You are here:  Experts > Teens > Teen Advice > Teenage Problems > boyfriend is being careless

Topic: Teenage Problems



Expert: Daryl Taylor, BSc(Hons) Psychology
Date: 5/26/2008
Subject: boyfriend is being careless

Question
hi daryl.
im having problems with my boyfriend.
we've been together for 3 years.
nd during those 3 years we've had
problems but we eventually fixed
everything, but lately he's been acting
very careless about our relationship.
he would always call me nd ask me how
im doing or how my day was or tells
me he loves me.
but he doesnt do that anymore.
i try calling him but he somtimes
ignores my calls.
nd he tells me that he doesnt care
about wat happens to us anymore.
yet he refuses to dump me.
i dont know wats going on here.
does he want attention or sumthin?
or does he really want me to dump him?
please help me.
i asked this question to another
expert, but he wasnt able to help me.

thank u for ur time =]]!

Answer
Hey there Jenny,

Sorry to hear that things are going a bit strange between you and your boyfriend; it is never nice to be in a relationship where you do not know exactly where you stand and what is happening...it is even worse when the other person is seemingly so uncaring but then doesn't have the balls to give you a straight answer about anything...but I hope I can help.

Let me also appologise for the lack of help you may have been given by the other expert. I cannot speak for everyone on the site and although you will not always get advice you may want, the advice you were given should have at least, helped you to think about your situation positively...but that aside, let's talk about your boyfriend.

The best part of a relationship is always the start; where the nerves kick in, you don't really know each other and you begin to learn about what each other likes and dislikes and how much you have in common.
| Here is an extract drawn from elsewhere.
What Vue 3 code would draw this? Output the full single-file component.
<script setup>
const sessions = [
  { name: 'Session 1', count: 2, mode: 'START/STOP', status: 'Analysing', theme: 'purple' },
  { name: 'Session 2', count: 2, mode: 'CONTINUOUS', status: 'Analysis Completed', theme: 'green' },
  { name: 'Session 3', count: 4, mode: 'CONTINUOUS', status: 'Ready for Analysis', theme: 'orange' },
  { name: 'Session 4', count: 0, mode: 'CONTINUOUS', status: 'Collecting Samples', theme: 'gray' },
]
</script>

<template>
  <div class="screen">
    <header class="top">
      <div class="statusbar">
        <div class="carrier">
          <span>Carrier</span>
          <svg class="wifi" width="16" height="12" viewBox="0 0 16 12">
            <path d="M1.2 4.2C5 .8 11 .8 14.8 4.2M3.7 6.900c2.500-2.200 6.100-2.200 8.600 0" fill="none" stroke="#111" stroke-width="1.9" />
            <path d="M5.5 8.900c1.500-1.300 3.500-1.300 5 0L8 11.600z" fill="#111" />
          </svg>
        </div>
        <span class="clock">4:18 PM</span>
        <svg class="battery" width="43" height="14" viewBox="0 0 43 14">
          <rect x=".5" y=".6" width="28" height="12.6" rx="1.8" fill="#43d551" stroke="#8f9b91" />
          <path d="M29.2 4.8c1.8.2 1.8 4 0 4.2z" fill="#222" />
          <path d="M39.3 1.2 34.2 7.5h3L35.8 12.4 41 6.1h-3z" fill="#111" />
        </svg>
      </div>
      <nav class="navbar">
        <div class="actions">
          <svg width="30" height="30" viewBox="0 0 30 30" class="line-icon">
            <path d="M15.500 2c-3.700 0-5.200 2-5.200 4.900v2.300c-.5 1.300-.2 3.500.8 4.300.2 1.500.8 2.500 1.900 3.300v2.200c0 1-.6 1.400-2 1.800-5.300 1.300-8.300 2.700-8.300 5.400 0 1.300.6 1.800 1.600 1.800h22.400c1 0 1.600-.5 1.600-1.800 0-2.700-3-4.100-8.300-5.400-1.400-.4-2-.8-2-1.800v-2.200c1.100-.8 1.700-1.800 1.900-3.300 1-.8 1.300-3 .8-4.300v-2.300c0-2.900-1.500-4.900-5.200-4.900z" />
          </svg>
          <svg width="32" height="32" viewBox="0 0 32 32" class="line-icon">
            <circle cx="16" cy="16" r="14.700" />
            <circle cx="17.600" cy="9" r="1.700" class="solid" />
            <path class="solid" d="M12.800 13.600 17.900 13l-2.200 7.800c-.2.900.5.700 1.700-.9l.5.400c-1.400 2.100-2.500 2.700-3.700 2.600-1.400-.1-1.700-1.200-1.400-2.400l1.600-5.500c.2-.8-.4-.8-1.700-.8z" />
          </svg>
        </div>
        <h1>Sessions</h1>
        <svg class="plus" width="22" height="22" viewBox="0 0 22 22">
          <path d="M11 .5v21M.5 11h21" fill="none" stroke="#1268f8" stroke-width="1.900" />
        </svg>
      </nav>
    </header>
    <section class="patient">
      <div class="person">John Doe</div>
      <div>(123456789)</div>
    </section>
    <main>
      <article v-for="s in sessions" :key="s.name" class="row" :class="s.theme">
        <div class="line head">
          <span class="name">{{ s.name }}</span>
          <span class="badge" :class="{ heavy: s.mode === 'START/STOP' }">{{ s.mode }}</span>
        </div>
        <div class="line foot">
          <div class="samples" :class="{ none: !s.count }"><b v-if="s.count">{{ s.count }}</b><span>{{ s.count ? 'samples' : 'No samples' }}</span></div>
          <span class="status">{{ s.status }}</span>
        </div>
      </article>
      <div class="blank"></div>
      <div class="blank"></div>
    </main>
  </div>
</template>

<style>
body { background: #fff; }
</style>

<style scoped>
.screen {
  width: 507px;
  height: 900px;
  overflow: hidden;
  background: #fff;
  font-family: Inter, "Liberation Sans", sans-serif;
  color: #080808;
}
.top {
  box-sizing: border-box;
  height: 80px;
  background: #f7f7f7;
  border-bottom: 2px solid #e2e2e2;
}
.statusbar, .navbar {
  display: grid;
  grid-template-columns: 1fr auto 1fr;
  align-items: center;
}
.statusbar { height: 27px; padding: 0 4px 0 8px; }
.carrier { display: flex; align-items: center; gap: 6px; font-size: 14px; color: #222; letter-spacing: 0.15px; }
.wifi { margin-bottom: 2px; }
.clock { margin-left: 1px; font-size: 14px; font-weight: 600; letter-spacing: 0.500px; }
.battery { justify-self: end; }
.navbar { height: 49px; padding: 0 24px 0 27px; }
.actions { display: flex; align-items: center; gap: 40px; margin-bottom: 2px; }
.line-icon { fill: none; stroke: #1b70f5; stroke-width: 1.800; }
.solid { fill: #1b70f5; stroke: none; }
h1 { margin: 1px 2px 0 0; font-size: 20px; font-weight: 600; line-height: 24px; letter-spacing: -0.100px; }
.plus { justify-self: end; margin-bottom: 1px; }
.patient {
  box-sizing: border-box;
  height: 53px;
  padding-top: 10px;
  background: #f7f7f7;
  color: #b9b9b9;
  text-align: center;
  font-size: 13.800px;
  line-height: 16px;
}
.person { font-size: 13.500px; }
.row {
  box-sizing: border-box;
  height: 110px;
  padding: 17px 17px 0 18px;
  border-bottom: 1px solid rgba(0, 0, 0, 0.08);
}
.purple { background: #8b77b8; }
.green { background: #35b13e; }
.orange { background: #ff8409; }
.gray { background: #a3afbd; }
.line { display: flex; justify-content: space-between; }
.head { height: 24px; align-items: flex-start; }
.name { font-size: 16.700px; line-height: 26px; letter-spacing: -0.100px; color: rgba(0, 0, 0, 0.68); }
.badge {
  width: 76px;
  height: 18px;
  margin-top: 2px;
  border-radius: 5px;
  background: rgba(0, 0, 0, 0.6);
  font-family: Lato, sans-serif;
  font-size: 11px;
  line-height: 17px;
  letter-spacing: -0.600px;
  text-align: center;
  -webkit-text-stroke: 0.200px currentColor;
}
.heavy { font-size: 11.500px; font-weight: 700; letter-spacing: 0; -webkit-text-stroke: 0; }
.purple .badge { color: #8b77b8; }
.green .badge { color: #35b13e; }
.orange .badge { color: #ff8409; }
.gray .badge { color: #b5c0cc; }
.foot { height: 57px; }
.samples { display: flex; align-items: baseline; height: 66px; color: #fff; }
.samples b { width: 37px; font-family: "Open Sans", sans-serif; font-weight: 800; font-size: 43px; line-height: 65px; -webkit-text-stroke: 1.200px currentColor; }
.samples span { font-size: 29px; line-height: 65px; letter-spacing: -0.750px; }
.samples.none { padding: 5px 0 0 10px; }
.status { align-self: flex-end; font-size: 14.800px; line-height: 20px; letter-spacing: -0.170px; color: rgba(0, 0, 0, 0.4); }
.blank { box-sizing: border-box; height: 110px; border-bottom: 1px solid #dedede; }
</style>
Sometimes, depending upon the people, this time and this period of excitement can last weeks, months or even, in some cases, even years. But in the majority of cases, for most people, after a couple of weeks, the excitement in a relationship sort of dwindles...we know we have the person we want, we know that they are happy with us and we know that they enjoy our company...so we sort of lose the effort to keep things interesting if that makes sense. This is especially the case in relationships that are long distance or long term and it means that people can go from the start of a relationship doing all the things in the World together to struggling to find something to say on the telephone...it is just natural progression for your relationship. But it doesn't mean the end is coming, or at least, it doesn't have to mean the end is coming...it all depends on whether or not the two are you are happy underneath everything. If you are happy with him but just don't understand him, then you can make things work. If he doesn't want to dump you, then he must be happy so this means he can work at it too. It could just be that things have become so routine with the two of you that you are just beginning to drift apart.
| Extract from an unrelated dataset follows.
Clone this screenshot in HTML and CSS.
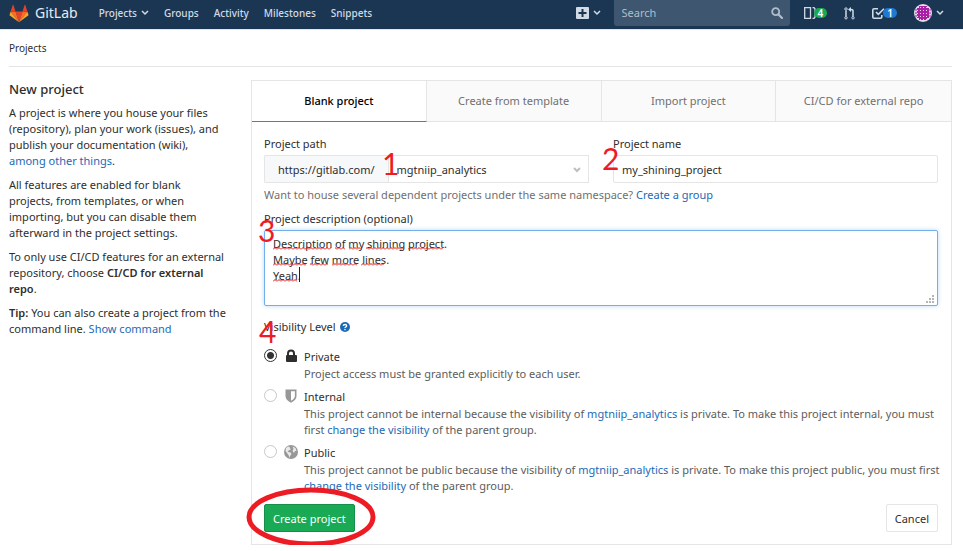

Guys by their nature are not very good at talking about their emotions or how they are feeling; instead, they tend to let you know there is a problem through their behaviour and this could be what your boyfriend is doing by ignoring your calls and giving himself some space...he may just be thinking about everything and have a lot of things on his mind. Space is good but not caring about your partner is not and I think he does need to start being honest with you and not keep you on the line about as to what is happening.

It sounds to me, from what you have described, that the two of you need to rekindle this love that you originally felt for each other and to see why you are in a relationship and why it has lasted so long. This means getting him to commit some time to you and you commiting some time to him, away from everyone else, away from everything else and just the two of you doing something fun that you both enjoy. Catch a movie, go bowling, go out for a meal...just do something different. If he wants your relationship to work and you make clear how much you want to do something different with him, he'll agree...if he doesn't, then you need to start asking a lot more questions.

Getting him to do something with you and spending time with you will help you both see each other in a fresh light and will hopefully show you both why you love each other. It will remove any other stresses or worries that you both have and it will always ensure you both have a fantastic evening together (or day together). It doesn't have to be fantastically expensive, it is just about spending time together. Hopefully, you will both enjoy it and it will make you clearer (and him) about where you both stand.

If he refuses to come or get involved in any part of this, then you need to ask him to be honest with you. Ask him what is up with him and whether or not there is anything that you can do to help. Talk to him about your relationship and ask him to be honest. Tell him that if he doesn't start talking and being honest about your relationship then you can only make assumptions and at that point, he should start talking...if he doesn't, tell him that because he is not talking to you, you can only assume he doesn't want to be with you anymore...see what he says and if needs be, give him some time to get his head together. It is not selfish of you to want to know where you stand...you deserve to know and you deserve to get the love and respect you deserve from your partner...if you are not the problem, then you need to know what is to be able to offer him help and support.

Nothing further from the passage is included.